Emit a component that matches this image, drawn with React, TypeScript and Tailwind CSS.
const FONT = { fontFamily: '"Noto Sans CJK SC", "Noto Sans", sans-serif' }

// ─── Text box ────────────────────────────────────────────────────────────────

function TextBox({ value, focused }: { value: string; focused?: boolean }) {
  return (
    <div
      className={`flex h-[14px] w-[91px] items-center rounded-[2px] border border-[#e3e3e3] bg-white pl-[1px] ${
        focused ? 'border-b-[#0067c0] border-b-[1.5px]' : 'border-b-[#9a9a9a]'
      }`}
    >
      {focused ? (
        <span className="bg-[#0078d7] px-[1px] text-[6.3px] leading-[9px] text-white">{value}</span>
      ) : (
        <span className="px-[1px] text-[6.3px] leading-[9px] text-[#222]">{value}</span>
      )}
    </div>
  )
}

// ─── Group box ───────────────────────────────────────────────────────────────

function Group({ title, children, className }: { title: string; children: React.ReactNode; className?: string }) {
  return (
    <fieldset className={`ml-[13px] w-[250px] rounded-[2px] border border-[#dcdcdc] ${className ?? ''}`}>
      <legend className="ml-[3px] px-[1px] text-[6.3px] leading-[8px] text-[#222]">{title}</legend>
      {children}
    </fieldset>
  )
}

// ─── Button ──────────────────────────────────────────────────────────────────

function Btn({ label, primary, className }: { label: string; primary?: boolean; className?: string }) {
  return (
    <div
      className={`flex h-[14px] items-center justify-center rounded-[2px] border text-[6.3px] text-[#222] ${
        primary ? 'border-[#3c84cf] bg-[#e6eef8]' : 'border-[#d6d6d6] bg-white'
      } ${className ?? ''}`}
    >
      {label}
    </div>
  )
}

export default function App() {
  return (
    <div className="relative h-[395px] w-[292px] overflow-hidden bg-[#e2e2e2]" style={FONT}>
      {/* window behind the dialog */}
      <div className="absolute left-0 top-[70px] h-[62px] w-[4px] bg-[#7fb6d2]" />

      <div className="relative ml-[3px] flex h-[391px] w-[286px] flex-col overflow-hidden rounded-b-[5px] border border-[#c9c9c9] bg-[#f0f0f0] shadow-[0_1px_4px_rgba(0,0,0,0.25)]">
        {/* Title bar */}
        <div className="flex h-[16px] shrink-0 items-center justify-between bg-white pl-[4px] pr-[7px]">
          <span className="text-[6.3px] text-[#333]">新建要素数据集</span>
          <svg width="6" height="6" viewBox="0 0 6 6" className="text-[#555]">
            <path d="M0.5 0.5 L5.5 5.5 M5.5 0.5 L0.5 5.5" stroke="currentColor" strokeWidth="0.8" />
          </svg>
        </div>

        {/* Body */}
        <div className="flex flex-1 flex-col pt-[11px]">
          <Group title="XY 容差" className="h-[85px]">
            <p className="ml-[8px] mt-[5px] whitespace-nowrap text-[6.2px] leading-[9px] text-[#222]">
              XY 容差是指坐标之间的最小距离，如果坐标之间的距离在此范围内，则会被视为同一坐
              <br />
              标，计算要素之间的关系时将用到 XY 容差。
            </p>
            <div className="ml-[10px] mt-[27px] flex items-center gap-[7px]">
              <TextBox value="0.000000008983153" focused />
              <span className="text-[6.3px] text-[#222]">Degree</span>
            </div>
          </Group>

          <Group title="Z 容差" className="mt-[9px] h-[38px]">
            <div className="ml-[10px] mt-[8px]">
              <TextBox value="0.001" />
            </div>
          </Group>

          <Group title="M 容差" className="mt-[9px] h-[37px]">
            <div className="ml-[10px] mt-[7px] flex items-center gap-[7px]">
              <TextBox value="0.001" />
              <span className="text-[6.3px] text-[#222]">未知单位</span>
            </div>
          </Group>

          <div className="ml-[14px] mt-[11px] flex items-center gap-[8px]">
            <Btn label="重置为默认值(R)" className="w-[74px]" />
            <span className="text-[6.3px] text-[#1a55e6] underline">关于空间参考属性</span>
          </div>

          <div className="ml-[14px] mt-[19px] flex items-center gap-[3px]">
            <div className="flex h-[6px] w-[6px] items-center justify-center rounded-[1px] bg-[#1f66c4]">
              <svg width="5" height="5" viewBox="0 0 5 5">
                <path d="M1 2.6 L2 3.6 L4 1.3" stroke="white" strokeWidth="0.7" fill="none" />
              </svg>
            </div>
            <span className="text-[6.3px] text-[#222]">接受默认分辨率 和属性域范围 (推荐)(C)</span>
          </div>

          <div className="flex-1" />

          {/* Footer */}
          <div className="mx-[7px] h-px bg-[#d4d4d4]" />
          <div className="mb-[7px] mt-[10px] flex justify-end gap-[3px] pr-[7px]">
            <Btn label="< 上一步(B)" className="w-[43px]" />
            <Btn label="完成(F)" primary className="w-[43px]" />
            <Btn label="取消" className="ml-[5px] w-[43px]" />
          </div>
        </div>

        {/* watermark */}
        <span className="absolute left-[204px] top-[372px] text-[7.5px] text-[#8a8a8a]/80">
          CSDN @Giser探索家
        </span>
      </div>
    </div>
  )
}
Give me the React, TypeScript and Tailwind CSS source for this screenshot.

▶ [Task goal]:
Repeat each of the entries above precisely as given.

▶ [The solution]:
Emit a component that matches this image, drawn with React, TypeScript and Tailwind CSS.
const FONT = { fontFamily: '"Noto Sans CJK SC", "Noto Sans", sans-serif' }

// ─── Text box ────────────────────────────────────────────────────────────────

function TextBox({ value, focused }: { value: string; focused?: boolean }) {
  return (
    <div
      className={`flex h-[14px] w-[91px] items-center rounded-[2px] border border-[#e3e3e3] bg-white pl-[1px] ${
        focused ? 'border-b-[#0067c0] border-b-[1.5px]' : 'border-b-[#9a9a9a]'
      }`}
    >
      {focused ? (
        <span className="bg-[#0078d7] px-[1px] text-[6.3px] leading-[9px] text-white">{value}</span>
      ) : (
        <span className="px-[1px] text-[6.3px] leading-[9px] text-[#222]">{value}</span>
      )}
    </div>
  )
}

// ─── Group box ───────────────────────────────────────────────────────────────

function Group({ title, children, className }: { title: string; children: React.ReactNode; className?: string }) {
  return (
    <fieldset className={`ml-[13px] w-[250px] rounded-[2px] border border-[#dcdcdc] ${className ?? ''}`}>
      <legend className="ml-[3px] px-[1px] text-[6.3px] leading-[8px] text-[#222]">{title}</legend>
      {children}
    </fieldset>
  )
}

// ─── Button ──────────────────────────────────────────────────────────────────

function Btn({ label, primary, className }: { label: string; primary?: boolean; className?: string }) {
  return (
    <div
      className={`flex h-[14px] items-center justify-center rounded-[2px] border text-[6.3px] text-[#222] ${
        primary ? 'border-[#3c84cf] bg-[#e6eef8]' : 'border-[#d6d6d6] bg-white'
      } ${className ?? ''}`}
    >
      {label}
    </div>
  )
}

export default function App() {
  return (
    <div className="relative h-[395px] w-[292px] overflow-hidden bg-[#e2e2e2]" style={FONT}>
      {/* window behind the dialog */}
      <div className="absolute left-0 top-[70px] h-[62px] w-[4px] bg-[#7fb6d2]" />

      <div className="relative ml-[3px] flex h-[391px] w-[286px] flex-col overflow-hidden rounded-b-[5px] border border-[#c9c9c9] bg-[#f0f0f0] shadow-[0_1px_4px_rgba(0,0,0,0.25)]">
        {/* Title bar */}
        <div className="flex h-[16px] shrink-0 items-center justify-between bg-white pl-[4px] pr-[7px]">
          <span className="text-[6.3px] text-[#333]">新建要素数据集</span>
          <svg width="6" height="6" viewBox="0 0 6 6" className="text-[#555]">
            <path d="M0.5 0.5 L5.5 5.5 M5.5 0.5 L0.5 5.5" stroke="currentColor" strokeWidth="0.8" />
          </svg>
        </div>

        {/* Body */}
        <div className="flex flex-1 flex-col pt-[11px]">
          <Group title="XY 容差" className="h-[85px]">
            <p className="ml-[8px] mt-[5px] whitespace-nowrap text-[6.2px] leading-[9px] text-[#222]">
              XY 容差是指坐标之间的最小距离，如果坐标之间的距离在此范围内，则会被视为同一坐
              <br />
              标，计算要素之间的关系时将用到 XY 容差。
            </p>
            <div className="ml-[10px] mt-[27px] flex items-center gap-[7px]">
              <TextBox value="0.000000008983153" focused />
              <span className="text-[6.3px] text-[#222]">Degree</span>
            </div>
          </Group>

          <Group title="Z 容差" className="mt-[9px] h-[38px]">
            <div className="ml-[10px] mt-[8px]">
              <TextBox value="0.001" />
            </div>
          </Group>

          <Group title="M 容差" className="mt-[9px] h-[37px]">
            <div className="ml-[10px] mt-[7px] flex items-center gap-[7px]">
              <TextBox value="0.001" />
              <span className="text-[6.3px] text-[#222]">未知单位</span>
            </div>
          </Group>

          <div className="ml-[14px] mt-[11px] flex items-center gap-[8px]">
            <Btn label="重置为默认值(R)" className="w-[74px]" />
            <span className="text-[6.3px] text-[#1a55e6] underline">关于空间参考属性</span>
          </div>

          <div className="ml-[14px] mt-[19px] flex items-center gap-[3px]">
            <div className="flex h-[6px] w-[6px] items-center justify-center rounded-[1px] bg-[#1f66c4]">
              <svg width="5" height="5" viewBox="0 0 5 5">
                <path d="M1 2.6 L2 3.6 L4 1.3" stroke="white" strokeWidth="0.7" fill="none" />
              </svg>
            </div>
            <span className="text-[6.3px] text-[#222]">接受默认分辨率 和属性域范围 (推荐)(C)</span>
          </div>

          <div className="flex-1" />

          {/* Footer */}
          <div className="mx-[7px] h-px bg-[#d4d4d4]" />
          <div className="mb-[7px] mt-[10px] flex justify-end gap-[3px] pr-[7px]">
            <Btn label="< 上一步(B)" className="w-[43px]" />
            <Btn label="完成(F)" primary className="w-[43px]" />
            <Btn label="取消" className="ml-[5px] w-[43px]" />
          </div>
        </div>

        {/* watermark */}
        <span className="absolute left-[204px] top-[372px] text-[7.5px] text-[#8a8a8a]/80">
          CSDN @Giser探索家
        </span>
      </div>
    </div>
  )
}
Give me the React, TypeScript and Tailwind CSS source for this screenshot.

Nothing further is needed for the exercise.